Monday, October 11, 2010

Safely Handling Rich HTML in Python Apps

Great approach to prevent XSS or HTML injection in your python application while still allowing rich HTML from untrusted sources.

I had a great chat yesterday with James Socol, author of Bleach
(http://pypi.python.org/pypi/bleach). Many of you are likely already
aware of Bleach but I wanted to get some more information out to everyone.

What is Bleach for?
Bleach can be used to safely allow an application to accept rich HTML
content from an untrusted source (user, third party, etc) and render
this content within the page. Without bleach this would be a ripe area
for XSS and HTML injection.

How does Bleach work?
Bleach accepts a minimal whitelist of html tags that are defined in the
bleach configuration. Any other tags provided within the data are HTML
entity encoded to prevent malicious rendering within the page. As a
result, only the whitelist'ed tags are rendered. As long as the whitelist
is intelligently constructed (which it is by default) the rendered content
is never able to perform malicious actions.

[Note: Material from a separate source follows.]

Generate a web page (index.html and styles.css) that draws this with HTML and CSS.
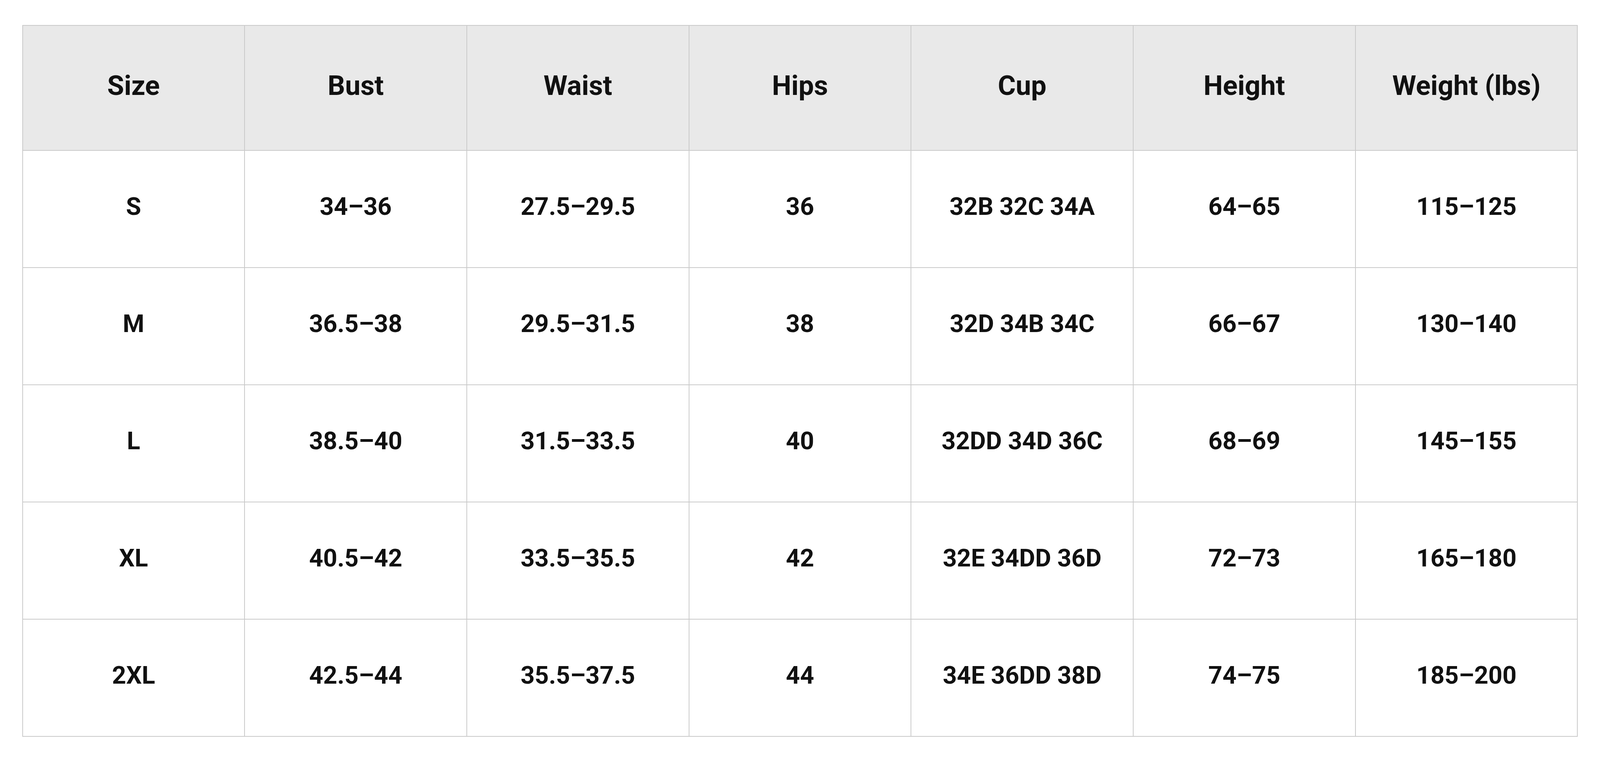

When should Bleach be used?
When you want to allow rich HTML content within the body of a page and
this content is coming from an untrusted source (e.g. user, third party site).

When should Bleach not be used?
If you have no intention of allowing any rendered content from the user,
then Bleach is the wrong approach. In those cases just stick with the
default output encoding provided by django or jinja.



-Michael Coates